People, we need to take a pro-active stance to protect our civil, constitutional, and human rights. We can't wait to re-act after the fact. We need to get organized in every precinct, on every block, to defend our rights, prevent police abuse and criminality, and to document it when it occurs.  




In closing I would like to include several more key demands for you to internalize and call for:

Expose and stop the written and unwritten policies, practices and customs that allow police to criminalize, abuse, shoot, and maim us.

Stop the so-called "margin of error" allowed police. It is within this margin of error that most abuse takes place: "My foot slipped," or "I thought he had a gun," or "I feared for my life." It's within that "margin of error" that juries acquitted the cops who beat Rodney King and those who killed Amadou Diallo.

Stop the practice of people being "arrested for suspicion of." This is where an individual is arrested by police for suspicion of a crime; fingerprinted, photographed, found to be the wrong person, and then released. This "booking" stays on your record for the rest of your life, undermining your opportunity to get employment and better paying jobs. In New Jersey last year, such an arrest on suspicion led to the police killing the suspect in custody, before the real culprit was found.

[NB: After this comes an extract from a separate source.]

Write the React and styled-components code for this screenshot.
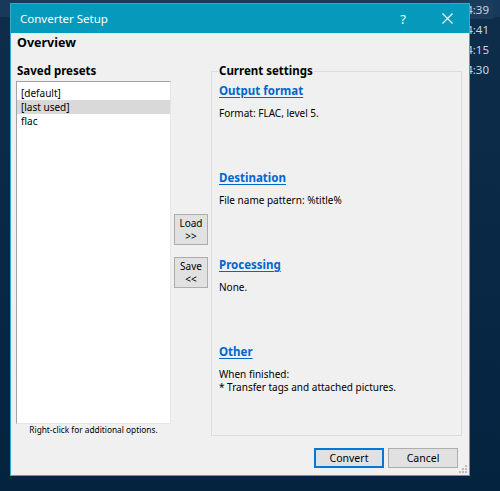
import React from "react";
import styled, { createGlobalStyle } from "styled-components";

const Global = createGlobalStyle`
  html, body { margin: 0; padding: 0; }
  body { font-family: "Noto Sans", sans-serif; }
  * { box-sizing: border-box; }
`;

const Desktop = styled.div`
  position: relative;
  width: 500px;
  height: 491px;
  overflow: hidden;
  background: linear-gradient(#173a5b 0 17px, #0d2d4a 17px, #04233f 100%);
  padding: 3px 0 0 10px;
`;

const Clock = styled.div`
  position: absolute;
  top: -1px;
  right: 7px;
  display: flex;
  flex-direction: column;
  z-index: 0;
`;

const ClockItem = styled.div`
  height: 20px;
  padding: 0 4px 0 10px;
  display: flex;
  align-items: center;
  justify-content: flex-end;
  font-size: 11.5px;
  color: #c8d5e2;
  background: ${(p) => (p.$active ? "#1a3d5e" : "transparent")};
`;

const Dialog = styled.div`
  position: relative;
  z-index: 1;
  width: 460px;
  height: 473px;
  border: 1px solid #3aa7cf;
  background: #f0f0f0;
  display: flex;
  flex-direction: column;
`;

const TitleBar = styled.div`
  height: 29px;
  flex: none;
  background: #0599bc;
  color: #ffffff;
  display: flex;
  align-items: center;
  padding-left: 9px;
  font-size: 11.5px;
`;

const TitleText = styled.div`
  flex: 1;
  margin-top: -1px;
`;

const TitleButton = styled.div`
  width: 44px;
  height: 29px;
  display: flex;
  align-items: center;
  justify-content: center;
  font-size: 13px;
  color: #fff;
`;

const Client = styled.div`
  flex: 1;
  position: relative;
  display: flex;
  flex-direction: column;
  padding: 1px 7px 0 5px;
`;

const Heading = styled.div`
  font-size: 12.5px;
  font-weight: 700;
  line-height: 18px;
  height: 18px;
  padding-left: 1px;
  color: #000;
`;

const Main = styled.div`
  margin-top: 11px;
  display: grid;
  grid-template-columns: 155px 34px 251px;
  column-gap: 3px;
  align-items: start;
`;

const LeftColumn = styled.div`
  display: flex;
  flex-direction: column;
`;

const Label = styled.div`
  font-size: 11.5px;
  font-weight: 700;
  line-height: 16px;
  height: 16px;
  padding-left: 1px;
  color: #000;
`;

const ListBox = styled.div`
  margin-top: 2px;
  height: 343px;
  background: #ffffff;
  border: 1px solid;
  border-color: #a3a3a3 #e6e6e6 #e6e6e6 #a3a3a3;
  padding-top: 4px;
  display: flex;
  flex-direction: column;
`;

const ListItem = styled.div`
  height: 14px;
  line-height: 14px;
  font-size: 10px;
  padding-left: 4px;
  color: #000;
  background: ${(p) => (p.$selected ? "#d9d9d9" : "transparent")};
`;

const Hint = styled.div`
  font-size: 8.3px;
  line-height: 12px;
  height: 12px;
  text-align: center;
  color: #000;
`;

const MiddleColumn = styled.div`
  display: flex;
  flex-direction: column;
  padding-top: 151px;
  gap: 12px;
`;

const SmallButton = styled.button`
  width: 34px;
  height: 31px;
  margin: 0;
  padding: 1px 0 0;
  background: #e1e1e1;
  border: 1px solid #adadad;
  font-family: "Noto Sans", sans-serif;
  font-size: 10px;
  color: #000;
  display: flex;
  flex-direction: column;
  align-items: center;
  justify-content: center;
`;

const ButtonLine = styled.span`
  display: block;
  height: 13px;
  line-height: 13px;
`;

const Group = styled.div`
  position: relative;
  margin-top: 8px;
  height: 365px;
  border: 1px solid #dcdcdc;
  padding: 11px 0 0 7px;
  display: flex;
  flex-direction: column;
`;

const Legend = styled.div`
  position: absolute;
  top: -9px;
  left: 6px;
  padding: 0 1px;
  background: #f0f0f0;
  font-size: 11.5px;
  font-weight: 700;
  line-height: 16px;
  color: #000;
`;

const Section = styled.div`
  height: 87px;
  flex: none;
  display: flex;
  flex-direction: column;
  align-items: flex-start;
`;

const Link = styled.a`
  font-size: 11.5px;
  font-weight: 700;
  line-height: 16px;
  color: #0066cc;
  text-decoration: underline;
  text-underline-offset: 2px;
  cursor: pointer;
`;

const Desc = styled.div`
  margin-top: 8px;
  font-size: 10px;
  line-height: 12.5px;
  color: #000;
`;

const Footer = styled.div`
  margin-top: 12px;
  display: flex;
  justify-content: flex-end;
  gap: 4px;
  padding-right: 4px;
`;

const DialogButton = styled.button`
  width: 70px;
  height: 20px;
  margin: 0;
  padding: 0;
  background: #e1e1e1;
  border: 1px solid ${(p) => (p.$default ? "#0078d7" : "#adadad")};
  box-shadow: ${(p) => (p.$default ? "inset 0 0 0 1px #0078d7" : "none")};
  font-family: "Noto Sans", sans-serif;
  font-size: 10.5px;
  color: #000;
`;

const Grip = styled.svg`
  position: absolute;
  right: 1px;
  bottom: 1px;
`;

export default function App() {
  return (
    <>
      <Global />
      <Desktop>
        <Clock>
          <ClockItem $active>14:39</ClockItem>
          <ClockItem>14:41</ClockItem>
          <ClockItem>14:15</ClockItem>
          <ClockItem>14:30</ClockItem>
        </Clock>
        <Dialog>
          <TitleBar>
            <TitleText>Converter Setup</TitleText>
            <TitleButton>?</TitleButton>
            <TitleButton>
              <svg width="11" height="11" viewBox="0 0 11 11">
                <path d="M0.5 0.5 L10.5 10.5 M10.5 0.5 L0.5 10.5" stroke="#fff" strokeWidth="1.1" />
              </svg>
            </TitleButton>
          </TitleBar>
          <Client>
            <Heading>Overview</Heading>
            <Main>
              <LeftColumn>
                <Label>Saved presets</Label>
                <ListBox>
                  <ListItem>[default]</ListItem>
                  <ListItem $selected>[last used]</ListItem>
                  <ListItem>flac</ListItem>
                </ListBox>
                <Hint>Right-click for additional options.</Hint>
              </LeftColumn>
              <MiddleColumn>
                <SmallButton>
                  <ButtonLine>Load</ButtonLine>
                  <ButtonLine>&gt;&gt;</ButtonLine>
                </SmallButton>
                <SmallButton>
                  <ButtonLine>Save</ButtonLine>
                  <ButtonLine>&lt;&lt;</ButtonLine>
                </SmallButton>
              </MiddleColumn>
              <Group>
                <Legend>Current settings</Legend>
                <Section>
                  <Link>Output format</Link>
                  <Desc>Format: FLAC, level 5.</Desc>
                </Section>
                <Section>
                  <Link>Destination</Link>
                  <Desc>File name pattern: %title%</Desc>
                </Section>
                <Section>
                  <Link>Processing</Link>
                  <Desc>None.</Desc>
                </Section>
                <Section>
                  <Link>Other</Link>
                  <Desc>
                    When finished:
                    <br />* Transfer tags and attached pictures.
                  </Desc>
                </Section>
              </Group>
            </Main>
            <Footer>
              <DialogButton $default>Convert</DialogButton>
              <DialogButton>Cancel</DialogButton>
            </Footer>
            <Grip width="10" height="10" viewBox="0 0 10 10">
              <g fill="#bdbdbd">
                <rect x="7" y="1" width="2" height="2" />
                <rect x="4" y="4" width="2" height="2" />
                <rect x="7" y="4" width="2" height="2" />
                <rect x="1" y="7" width="2" height="2" />
                <rect x="4" y="7" width="2" height="2" />
                <rect x="7" y="7" width="2" height="2" />
              </g>
            </Grip>
          </Client>
        </Dialog>
      </Desktop>
    </>
  );
}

End racial profiling immediately, in all forms. Since 9/11, it is important to know that there haven't been that many new oppressive laws: What has happened is an expansion of existing police powers - to spy, detain, harass, and jail the people of this country who speak out about unjust policies, locally, nationally, and internationally. New groups have been added to the racist profile.

Stop the criminalization of our youth and eliminate the national and local police "gang" database.

Repeal California Evidence code 1043 and Penal code 832.7. This would release citizen complaints filed on officers who were accused of beatings, abuse, shootings, and corruption statewide. We don't need any more government cover-ups. Doctors and lawyers are subject to public scrutiny. Only the history and record of police officers, with the power to beat and kill, is protected. WHY?